#### Given request
Output each line exactly as it appears, skipping any embedded picture.

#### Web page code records
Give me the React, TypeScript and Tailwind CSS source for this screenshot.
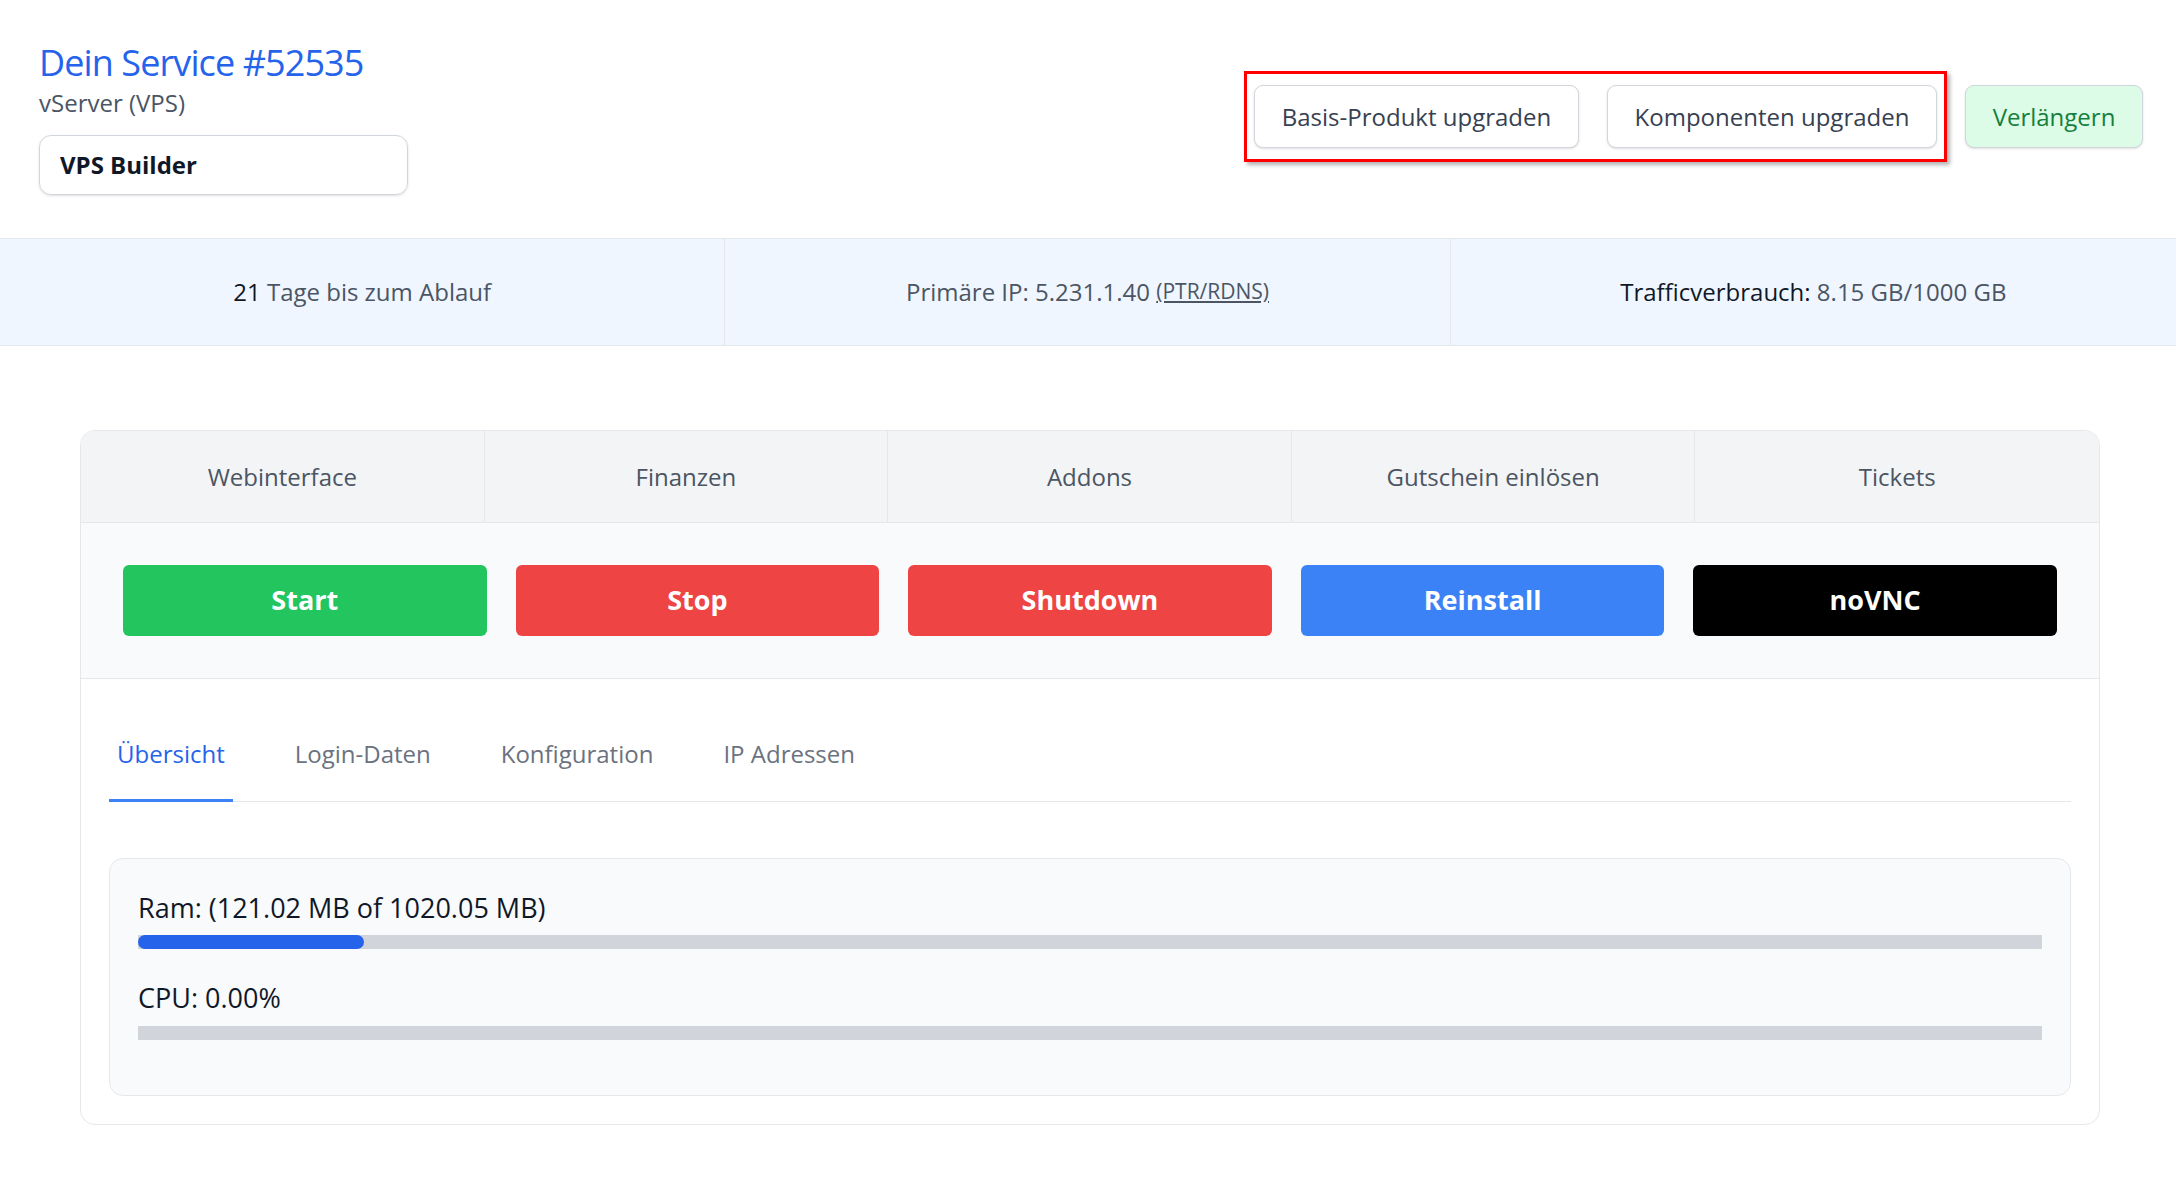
import React from "react";

const tabsTop = ["Webinterface", "Finanzen", "Addons", "Gutschein einlösen", "Tickets"];
const actions = [
  { label: "Start", cls: "bg-[#22c55e]" },
  { label: "Stop", cls: "bg-[#ef4444]" },
  { label: "Shutdown", cls: "bg-[#ef4444]" },
  { label: "Reinstall", cls: "bg-[#3b82f6]" },
  { label: "noVNC", cls: "bg-black" },
];
const subTabs = ["Übersicht", "Login-Daten", "Konfiguration", "IP Adressen"];

export default function App() {
  const ramPct = (121.02 / 1020.05) * 100;
  return (
    <div className="min-h-screen bg-white font-['Open_Sans','Noto_Sans',sans-serif]">
      {/* Header */}
      <header className="flex justify-between items-start pl-[39px] pr-[33px] pt-[39px] pb-[43px] border-b border-gray-200">
        <div className="flex flex-col">
          <h1 className="text-[36px] leading-[48px] text-[#2563eb] font-normal tracking-[-0.9px]">Dein Service #52535</h1>
          <div className="-mt-[2px] text-[24px] leading-[36px] text-[#4b5563]">vServer (VPS)</div>
          <div className="mt-[14px] w-[369px] h-[60px] border border-gray-300 rounded-[12px] shadow-sm px-[20px] flex items-center font-bold text-[24px] text-gray-900">
            VPS Builder
          </div>
        </div>
        <div className="flex items-center gap-[18px] mt-[32px]">
          <div className="flex gap-[28px] border-[3px] border-[#ff0000] shadow-[3px_3px_4px_rgba(0,0,0,0.3)] px-[7px] py-[11px]">
            <button className="w-[325px] h-[63px] border border-gray-300 rounded-[9px] bg-white text-[24px] text-[#374151] shadow-sm">
              Basis-Produkt upgraden
            </button>
            <button className="w-[330px] h-[63px] border border-gray-300 rounded-[9px] bg-white text-[24px] text-[#374151] shadow-sm">
              Komponenten upgraden
            </button>
          </div>
          <button className="w-[178px] h-[63px] border border-gray-300 rounded-[9px] bg-[#dcfce7] text-[24px] text-[#15803d] shadow-sm">
            Verlängern
          </button>
        </div>
      </header>

      {/* Stats bar */}
      <div className="grid grid-cols-3 h-[107px] bg-[#eff6ff] border-b border-gray-200">
        <div className="flex items-center justify-center border-r border-gray-200 text-[24px] text-[#4b5563]">
          <span className="text-gray-900">21</span>&nbsp;Tage bis zum Ablauf
        </div>
        <div className="flex items-center justify-center border-r border-gray-200 text-[24px] text-[#4b5563]">
          Primäre IP: 5.231.1.40&nbsp;<span className="text-[21px] underline">(PTR/RDNS)</span>
        </div>
        <div className="flex items-center justify-center text-[24px] text-[#4b5563]">
          <span className="text-gray-900">Trafficverbrauch:</span>&nbsp;8.15 GB/1000 GB
        </div>
      </div>

      {/* Main */}
      <main className="pl-[80px] pr-[76px] pt-[84px] pb-[60px]">
        <div className="border border-gray-200 rounded-[15px] overflow-hidden bg-white">
          <div className="grid grid-cols-5 h-[92px] bg-[#f3f4f6] border-b border-gray-200">
            {tabsTop.map((t, i) => (
              <div
                key={t}
                className={`flex items-center justify-center text-[24px] text-[#4b5563] ${i < 4 ? "border-r border-gray-200" : ""}`}
              >
                {t}
              </div>
            ))}
          </div>
          <div className="grid grid-cols-5 gap-[29px] p-[42px] bg-[#f9fafb] border-b border-gray-200">
            {actions.map((a) => (
              <button key={a.label} className={`h-[71px] rounded-[6px] text-white font-bold text-[27px] ${a.cls}`}>
                {a.label}
              </button>
            ))}
          </div>
          <div className="p-[28px]">
            <nav className="flex gap-[54px] border-b border-gray-200">
              {subTabs.map((t, i) => (
                <div
                  key={t}
                  className={`px-[8px] pt-[29px] pb-[27px] -mb-px text-[24px] leading-[36px] border-b-[3px] ${
                    i === 0 ? "border-[#3b82f6] text-[#2563eb]" : "border-transparent text-[#6b7280]"
                  }`}
                >
                  {t}
                </div>
              ))}
            </nav>
            <div className="mt-[56px] border border-gray-200 bg-[#f9fafb] rounded-[14px] px-[28px] pt-[28px] pb-[55px]">
              <div className="text-[27px] leading-[42px] text-gray-900">Ram: (121.02 MB of 1020.05 MB)</div>
              <div className="mt-[6px] h-[14px] bg-[#d1d5db]">
                <div className="h-full rounded-full bg-[#2563eb]" style={{ width: `${ramPct}%` }} />
              </div>
              <div className="mt-[28px] text-[27px] leading-[42px] text-gray-900">CPU: 0.00%</div>
              <div className="mt-[7px] h-[14px] bg-[#d1d5db]" />
            </div>
          </div>
        </div>
      </main>
    </div>
  );
}
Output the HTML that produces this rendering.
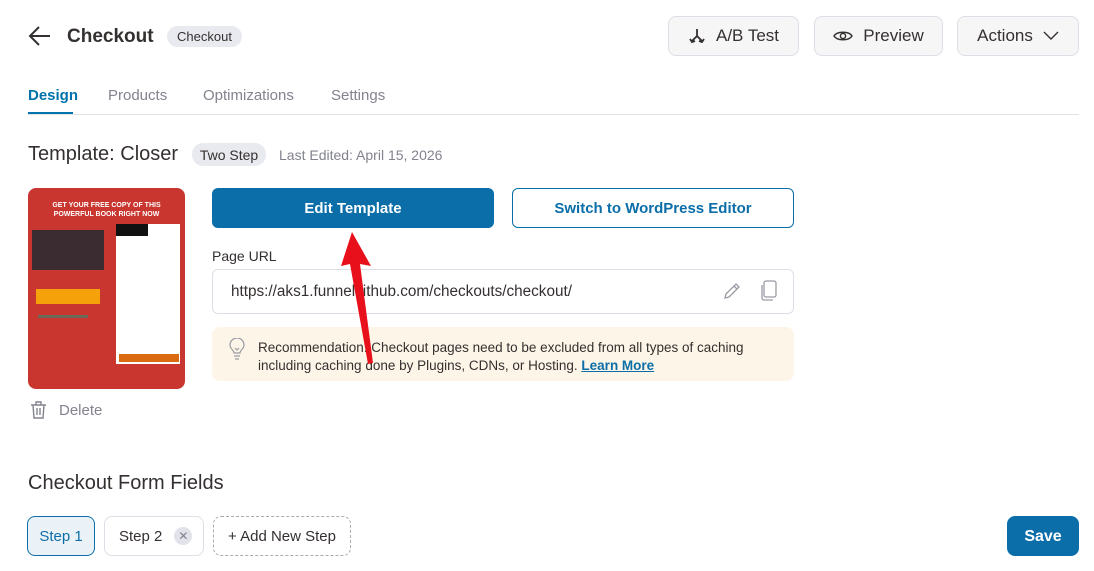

#### Full answer
Give me the React, TypeScript and Tailwind CSS source for this screenshot.
import React from "react";

const tabsTop = ["Webinterface", "Finanzen", "Addons", "Gutschein einlösen", "Tickets"];
const actions = [
  { label: "Start", cls: "bg-[#22c55e]" },
  { label: "Stop", cls: "bg-[#ef4444]" },
  { label: "Shutdown", cls: "bg-[#ef4444]" },
  { label: "Reinstall", cls: "bg-[#3b82f6]" },
  { label: "noVNC", cls: "bg-black" },
];
const subTabs = ["Übersicht", "Login-Daten", "Konfiguration", "IP Adressen"];

export default function App() {
  const ramPct = (121.02 / 1020.05) * 100;
  return (
    <div className="min-h-screen bg-white font-['Open_Sans','Noto_Sans',sans-serif]">
      {/* Header */}
      <header className="flex justify-between items-start pl-[39px] pr-[33px] pt-[39px] pb-[43px] border-b border-gray-200">
        <div className="flex flex-col">
          <h1 className="text-[36px] leading-[48px] text-[#2563eb] font-normal tracking-[-0.9px]">Dein Service #52535</h1>
          <div className="-mt-[2px] text-[24px] leading-[36px] text-[#4b5563]">vServer (VPS)</div>
          <div className="mt-[14px] w-[369px] h-[60px] border border-gray-300 rounded-[12px] shadow-sm px-[20px] flex items-center font-bold text-[24px] text-gray-900">
            VPS Builder
          </div>
        </div>
        <div className="flex items-center gap-[18px] mt-[32px]">
          <div className="flex gap-[28px] border-[3px] border-[#ff0000] shadow-[3px_3px_4px_rgba(0,0,0,0.3)] px-[7px] py-[11px]">
            <button className="w-[325px] h-[63px] border border-gray-300 rounded-[9px] bg-white text-[24px] text-[#374151] shadow-sm">
              Basis-Produkt upgraden
            </button>
            <button className="w-[330px] h-[63px] border border-gray-300 rounded-[9px] bg-white text-[24px] text-[#374151] shadow-sm">
              Komponenten upgraden
            </button>
          </div>
          <button className="w-[178px] h-[63px] border border-gray-300 rounded-[9px] bg-[#dcfce7] text-[24px] text-[#15803d] shadow-sm">
            Verlängern
          </button>
        </div>
      </header>

      {/* Stats bar */}
      <div className="grid grid-cols-3 h-[107px] bg-[#eff6ff] border-b border-gray-200">
        <div className="flex items-center justify-center border-r border-gray-200 text-[24px] text-[#4b5563]">
          <span className="text-gray-900">21</span>&nbsp;Tage bis zum Ablauf
        </div>
        <div className="flex items-center justify-center border-r border-gray-200 text-[24px] text-[#4b5563]">
          Primäre IP: 5.231.1.40&nbsp;<span className="text-[21px] underline">(PTR/RDNS)</span>
        </div>
        <div className="flex items-center justify-center text-[24px] text-[#4b5563]">
          <span className="text-gray-900">Trafficverbrauch:</span>&nbsp;8.15 GB/1000 GB
        </div>
      </div>

      {/* Main */}
      <main className="pl-[80px] pr-[76px] pt-[84px] pb-[60px]">
        <div className="border border-gray-200 rounded-[15px] overflow-hidden bg-white">
          <div className="grid grid-cols-5 h-[92px] bg-[#f3f4f6] border-b border-gray-200">
            {tabsTop.map((t, i) => (
              <div
                key={t}
                className={`flex items-center justify-center text-[24px] text-[#4b5563] ${i < 4 ? "border-r border-gray-200" : ""}`}
              >
                {t}
              </div>
            ))}
          </div>
          <div className="grid grid-cols-5 gap-[29px] p-[42px] bg-[#f9fafb] border-b border-gray-200">
            {actions.map((a) => (
              <button key={a.label} className={`h-[71px] rounded-[6px] text-white font-bold text-[27px] ${a.cls}`}>
                {a.label}
              </button>
            ))}
          </div>
          <div className="p-[28px]">
            <nav className="flex gap-[54px] border-b border-gray-200">
              {subTabs.map((t, i) => (
                <div
                  key={t}
                  className={`px-[8px] pt-[29px] pb-[27px] -mb-px text-[24px] leading-[36px] border-b-[3px] ${
                    i === 0 ? "border-[#3b82f6] text-[#2563eb]" : "border-transparent text-[#6b7280]"
                  }`}
                >
                  {t}
                </div>
              ))}
            </nav>
            <div className="mt-[56px] border border-gray-200 bg-[#f9fafb] rounded-[14px] px-[28px] pt-[28px] pb-[55px]">
              <div className="text-[27px] leading-[42px] text-gray-900">Ram: (121.02 MB of 1020.05 MB)</div>
              <div className="mt-[6px] h-[14px] bg-[#d1d5db]">
                <div className="h-full rounded-full bg-[#2563eb]" style={{ width: `${ramPct}%` }} />
              </div>
              <div className="mt-[28px] text-[27px] leading-[42px] text-gray-900">CPU: 0.00%</div>
              <div className="mt-[7px] h-[14px] bg-[#d1d5db]" />
            </div>
          </div>
        </div>
      </main>
    </div>
  );
}
Output the HTML that produces this rendering.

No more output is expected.